Another lawyer says: ‘Lingham’s action was like filing a commercial matter in the family court.
Yet another lawyer found the terms of the ex parte order that Lingham obtained highly irregular: ‘First, it is literally unheard of to be given a compulsion order which forces a company to register your shares except where you have tried everything else and it is your last resort. Here, Insas and Megapelitan, the two shareholders, who had not done anything at all about their shares for six months, suddenly were able to go to court and use this last resort compulsion procedure. What I do not understand is how they could get a judge to threaten Ayer Molek with contempt of court before Ayer Molek had actually refused to do anything.’
Another says: ‘At Lingham’s request, this judge even added mandatory imprisonment to the ex parte order.
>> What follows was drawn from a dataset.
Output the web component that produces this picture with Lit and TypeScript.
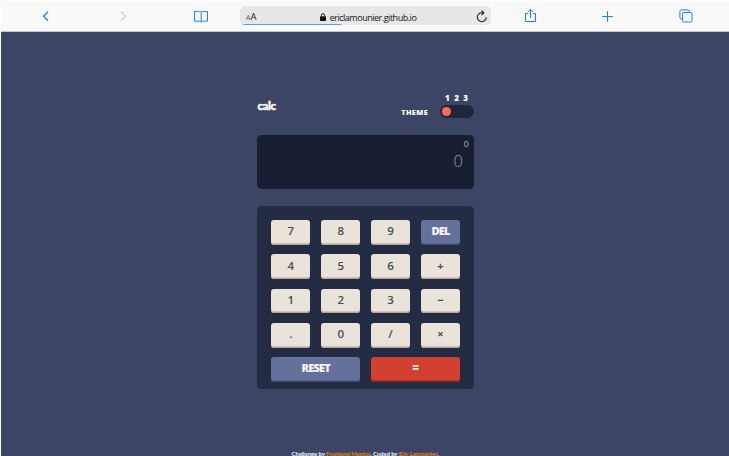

And then he refused to hear Ayer Molek’s case for two weeks or to suspend the order, although such orders only have a life-span of two weeks’.

Privileged Scheduling
There are various aspects of the way that the Federal Court dealt with Ayer Molek that also concern Malaysia's lawyers. ‘The case made it into the Federal Court at a startling speed’, says one. ‘I am appealing the same sort of order at the moment. I expect that to get it into the Federal Court will take at least six months. In Ayer Molek, it only took Lingham four days.’